Requirement
Retype nothing but the lines from the start of the material up to and including the line with "import React from". Pictures don't belong in the copy.

[BEGIN]

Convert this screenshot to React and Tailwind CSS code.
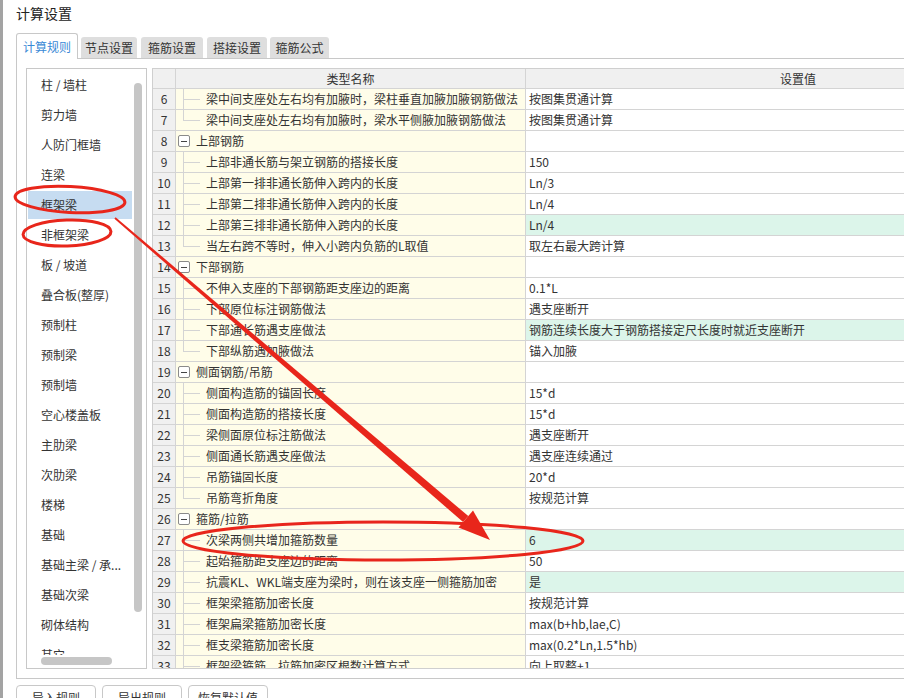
import React from "react";

const listItems = [
  "柱 / 墙柱", "剪力墙", "人防门框墙", "连梁", "框架梁", "非框架梁", "板 / 坡道", "叠合板(整厚)",
  "预制柱", "预制梁", "预制墙", "空心楼盖板", "主肋梁", "次肋梁", "楼梯", "基础", "基础主梁 / 承...",
  "基础次梁", "砌体结构", "其它",
];

const rows = [
  { n: 6, k: "c", t: "梁中间支座处左右均有加腋时，梁柱垂直加腋加腋钢筋做法", v: "按图集贯通计算" },
  { n: 7, k: "l", t: "梁中间支座处左右均有加腋时，梁水平侧腋加腋钢筋做法", v: "按图集贯通计算" },
  { n: 8, k: "g", t: "上部钢筋", v: "" },
  { n: 9, k: "c", t: "上部非通长筋与架立钢筋的搭接长度", v: "150" },
  { n: 10, k: "c", t: "上部第一排非通长筋伸入跨内的长度", v: "Ln/3" },
  { n: 11, k: "c", t: "上部第二排非通长筋伸入跨内的长度", v: "Ln/4" },
  { n: 12, k: "c", t: "上部第三排非通长筋伸入跨内的长度", v: "Ln/4", g: true },
  { n: 13, k: "l", t: "当左右跨不等时，伸入小跨内负筋的L取值", v: "取左右最大跨计算" },
  { n: 14, k: "g", t: "下部钢筋", v: "" },
  { n: 15, k: "c", t: "不伸入支座的下部钢筋距支座边的距离", v: "0.1*L" },
  { n: 16, k: "c", t: "下部原位标注钢筋做法", v: "遇支座断开" },
  { n: 17, k: "c", t: "下部通长筋遇支座做法", v: "钢筋连续长度大于钢筋搭接定尺长度时就近支座断开", g: true },
  { n: 18, k: "l", t: "下部纵筋遇加腋做法", v: "锚入加腋" },
  { n: 19, k: "g", t: "侧面钢筋/吊筋", v: "" },
  { n: 20, k: "c", t: "侧面构造筋的锚固长度", v: "15*d" },
  { n: 21, k: "c", t: "侧面构造筋的搭接长度", v: "15*d" },
  { n: 22, k: "c", t: "梁侧面原位标注筋做法", v: "遇支座断开" },
  { n: 23, k: "c", t: "侧面通长筋遇支座做法", v: "遇支座连续通过" },
  { n: 24, k: "c", t: "吊筋锚固长度", v: "20*d" },
  { n: 25, k: "l", t: "吊筋弯折角度", v: "按规范计算" },
  { n: 26, k: "g", t: "箍筋/拉筋", v: "" },
  { n: 27, k: "c", t: "次梁两侧共增加箍筋数量", v: "6", g: true },
  { n: 28, k: "c", t: "起始箍筋距支座边的距离", v: "50" },
  { n: 29, k: "c", t: "抗震KL、WKL端支座为梁时，则在该支座一侧箍筋加密", v: "是", g: true },
  { n: 30, k: "c", t: "框架梁箍筋加密长度", v: "按规范计算" },
  { n: 31, k: "c", t: "框架扁梁箍筋加密长度", v: "max(b+hb,lae,C)" },
  { n: 32, k: "c", t: "框支梁箍筋加密长度", v: "max(0.2*Ln,1.5*hb)" },
  { n: 33, k: "c", t: "框架梁箍筋、拉筋加密区根数计算方式", v: "向上取整+1" },
];

function Tree({ k }) {
  if (k === "g") {
    return (
      <div className="w-[20px] h-full flex items-center shrink-0">
        <div className="ml-[2px] w-[12px] h-[12px] border border-[#8a8a8a] rounded-[2px] bg-white flex items-center justify-center">
          <div className="w-[6px] h-px bg-[#444]" />
        </div>
      </div>
    );
  }
  return (
    <div className="w-[30px] h-full relative shrink-0">
      <div className={`absolute left-[7px] top-0 w-px bg-[#d4d4d4] ${k === "l" ? "h-[10px]" : "h-full"}`} />
      <div className="absolute left-[7px] top-[10px] w-[17px] h-px bg-[#d4d4d4]" />
    </div>
  );
}

export default function App() {
  return (
    <div className="relative w-[904px] h-[698px] overflow-hidden bg-white flex font-['Noto_Sans_CJK_SC','Microsoft_YaHei',sans-serif] text-[#333]">
      <div className="w-[3px] h-full bg-[#a3a3a3] shrink-0" />
      <div className="flex-1 flex flex-col pl-[13px] overflow-hidden">
        <div className="h-[33px] shrink-0 pt-[5px] text-[14px] leading-[16px] text-[#222]">计算设置</div>
        <div className="h-[25px] shrink-0 flex items-end text-[12px]">
          <div className="relative z-10 -mb-px h-[26px] w-[62px] border border-b-0 border-[#c8c8c8] rounded-t-[3px] bg-white text-[#3a8ad6] flex items-center justify-center">计算规则</div>
          <div className="ml-[3px] h-[21px] w-[56px] rounded-t-[3px] bg-[#dedede] flex items-center justify-center">节点设置</div>
          <div className="ml-[4px] h-[21px] w-[62px] rounded-t-[3px] bg-[#dedede] flex items-center justify-center">箍筋设置</div>
          <div className="ml-[4px] h-[21px] w-[60px] rounded-t-[3px] bg-[#dedede] flex items-center justify-center">搭接设置</div>
          <div className="ml-[3px] h-[21px] w-[59px] rounded-t-[3px] bg-[#dedede] flex items-center justify-center">箍筋公式</div>
        </div>
        <div className="w-[1100px] shrink-0 border border-r-0 border-[#c8c8c8] pl-[9px] pt-[9px] pb-[9px] flex text-[12px]">
          <div className="relative w-[121px] h-[601px] border border-[#c8c8c8] bg-white shrink-0">
            <div className="h-[586px] overflow-hidden pt-[2px]">
              {listItems.map((it) => (
                <div
                  key={it}
                  className={`ml-px w-[104px] h-[28px] mb-[2px] pl-[13px] flex items-center whitespace-nowrap ${it === "框架梁" ? "bg-[#c6dcf1]" : ""}`}
                >
                  {it}
                </div>
              ))}
            </div>
            <div className="absolute left-[107px] top-[14px] w-[8px] h-[529px] rounded-full bg-[#c6c6c6]" />
            <div className="absolute left-[14px] top-[588px] w-[71px] h-[8px] rounded-full bg-[#c6c6c6]" />
          </div>
          <div className="ml-[5px] w-[960px] h-[601px] border border-r-0 border-[#cfcfcf] overflow-hidden shrink-0">
            <div className="flex h-[20px] border-b border-[#d4d4d4] bg-[#f0f0f0]">
              <div className="w-[23px] border-r border-[#d4d4d4] shrink-0" />
              <div className="w-[350px] border-r border-[#d4d4d4] shrink-0 flex items-center justify-center leading-[19px]">类型名称</div>
              <div className="w-[544px] shrink-0 flex items-center justify-center leading-[19px]">设置值</div>
            </div>
            {rows.map((r) => (
              <div key={r.n} className="flex h-[21px] border-b border-[#d4d4d4] leading-[20px]">
                <div className="w-[23px] border-r border-[#d4d4d4] bg-[#f0f0f0] shrink-0 flex items-center justify-center">{r.n}</div>
                <div className="w-[350px] border-r border-[#d4d4d4] bg-[#fffde9] shrink-0 flex items-center whitespace-nowrap overflow-hidden">
                  <Tree k={r.k} />
                  <span>{r.t}</span>
                </div>
                <div className={`w-[544px] shrink-0 pl-[3px] flex items-center whitespace-nowrap ${r.g ? "bg-[#dcf5ea]" : "bg-white"}`}>{r.v}</div>
              </div>
            ))}
          </div>
        </div>
        <div className="mt-[6px] flex gap-[6px] text-[12px] shrink-0">
          <div className="w-[80px] h-[26px] border border-[#c8c8c8] rounded-[4px] bg-white flex items-center justify-center">导入规则</div>
          <div className="w-[80px] h-[26px] border border-[#c8c8c8] rounded-[4px] bg-white flex items-center justify-center">导出规则</div>
          <div className="w-[80px] h-[26px] border border-[#c8c8c8] rounded-[4px] bg-white flex items-center justify-center">恢复默认值</div>
        </div>
      </div>
      <svg className="absolute inset-0 pointer-events-none" width="904" height="698" viewBox="0 0 904 698">
        <ellipse cx="70" cy="199.5" rx="55" ry="13" transform="rotate(3 70 199.5)" fill="none" stroke="#e8261b" strokeWidth="3" />
        <ellipse cx="67" cy="233" rx="44" ry="13" transform="rotate(-2 67 233)" fill="none" stroke="#e8261b" strokeWidth="3" />
        <ellipse cx="383" cy="541" rx="200" ry="19" fill="none" stroke="#e8261b" strokeWidth="3" />
        <polygon points="114.4,218.8 115.6,217.2 468.3,516.1 463.1,522.1" fill="#e8261b" />
        <polygon points="490,540 458.5,527.5 473,510.5" fill="#e8261b" />
      </svg>
    </div>
  );
}
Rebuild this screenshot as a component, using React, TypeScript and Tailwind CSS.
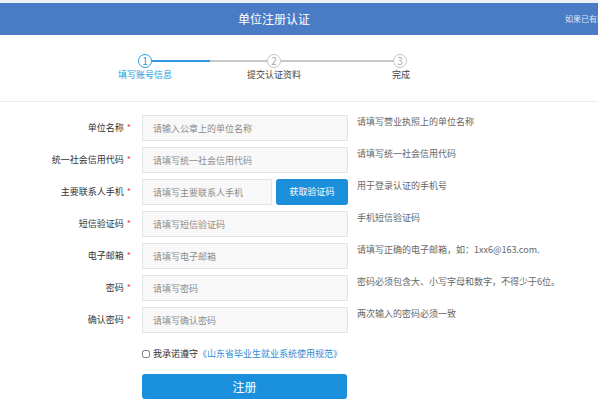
import { useState } from 'react'

const fields = [
  { label: '单位名称', placeholder: '请输入公章上的单位名称', hint: '请填写营业执照上的单位名称' },
  { label: '统一社会信用代码', placeholder: '请填写统一社会信用代码', hint: '请填写统一社会信用代码' },
  { label: '主要联系人手机', placeholder: '请填写主要联系人手机', hint: '用于登录认证的手机号', code: true },
  { label: '短信验证码', placeholder: '请填写短信验证码', hint: '手机短信验证码' },
  { label: '电子邮箱', placeholder: '请填写电子邮箱', hint: '请填写正确的电子邮箱，如：1xx6@163.com.' },
  { label: '密码', placeholder: '请填写密码', hint: '密码必须包含大、小写字母和数字，不得少于6位。', type: 'password' },
  { label: '确认密码', placeholder: '请填写确认密码', hint: '两次输入的密码必须一致', type: 'password' },
]

function Circle({ n, active }: { n: number; active?: boolean }) {
  return (
    <div
      className={`w-[14px] h-[14px] shrink-0 rounded-full border-[1.5px] flex items-center justify-center text-[10px] leading-none bg-white ${
        active ? 'border-[#2a9be2] text-[#2a9be2]' : 'border-[#c4c4c4] text-[#aaa]'
      }`}
    >
      {n}
    </div>
  )
}

export default function App() {
  const [agree, setAgree] = useState(false)

  return (
    <div
      className="w-[598px] h-[407px] overflow-hidden bg-white text-[#333]"
      style={{ fontFamily: '"Noto Sans CJK SC", "Liberation Sans", sans-serif' }}
    >
      <div className="h-[3px] bg-[#eef1f6]"></div>
      <div className="h-[32px] bg-[#4a7cc5] flex items-center overflow-hidden">
        <div className="w-[548px] shrink-0 text-center text-white text-[12px]">单位注册认证</div>
        <div className="ml-[17px] shrink-0 whitespace-nowrap text-[8px] text-[#dfe7f4]">如果已有账号，请登录</div>
      </div>

      {/* steps */}
      <div className="pt-[19px] h-[66px]">
        <div className="flex items-center ml-[138px]">
          <Circle n={1} active />
          <div className="w-[58px] h-[2px] bg-[#2a9be2]"></div>
          <div className="w-[57px] h-[2px] bg-[#c8c8c8]"></div>
          <Circle n={2} />
          <div className="w-[112px] h-[2px] bg-[#c8c8c8]"></div>
          <Circle n={3} />
        </div>
        <div className="flex mt-[1px] text-[9px] leading-[12px]">
          <div className="ml-[105px] w-[80px] text-center text-[#2a9be2]">填写账号信息</div>
          <div className="ml-[49px] w-[80px] text-center text-[#444]">提交认证资料</div>
          <div className="ml-[47px] w-[80px] text-center text-[#444]">完成</div>
        </div>
      </div>
      <div className="h-px bg-[#ececec]"></div>

      {/* form */}
      <div className="pt-[13px] flex flex-col gap-[6px]">
        {fields.map((f) => (
          <div key={f.label} className="flex items-start h-[26px]">
            <div className="w-[131px] h-[26px] flex items-center justify-end text-[9px] text-[#333] whitespace-nowrap">
              {f.label}
              <span className="text-[#e5403a] ml-[3px]">*</span>
            </div>
            <div className="ml-[11px] w-[206px] flex gap-[4px]">
              <input
                type={f.type || 'text'}
                placeholder={f.placeholder}
                className={`${f.code ? 'w-[130px]' : 'w-[206px]'} h-[26px] bg-[#f8f8f8] border border-[#e4e4e4] px-[10px] text-[9px] outline-none placeholder:text-[#8c8c8c]`}
              />
              {f.code && (
                <button className="w-[72px] h-[26px] rounded-[3px] bg-[#1b8fdc] text-white text-[9px]">
                  获取验证码
                </button>
              )}
            </div>
            <div className="ml-[9px] pt-[1px] text-[9px] leading-[12px] text-[#666] whitespace-nowrap">{f.hint}</div>
          </div>
        ))}

        <div className="flex items-center ml-[142px] mt-[8px] h-[14px] text-[9px]">
          <input
            type="checkbox"
            checked={agree}
            onChange={(e) => setAgree(e.target.checked)}
            className="w-[8px] h-[8px] m-0"
          />
          <span className="ml-[3px] text-[#333]">我承诺遵守</span>
          <a href="#" className="text-[#2a8bd6]">《山东省毕业生就业系统使用规范》</a>
        </div>

        <button className="ml-[142px] mt-[7px] w-[205px] h-[25px] rounded-[3px] bg-[#1a90dc] text-white text-[12px]">
          注册
        </button>
      </div>
    </div>
  )
}
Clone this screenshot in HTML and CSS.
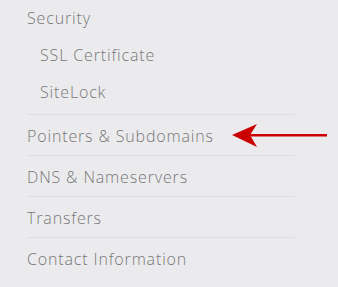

[END]

Answer to this task
Convert this screenshot to React and Tailwind CSS code.
import React from "react";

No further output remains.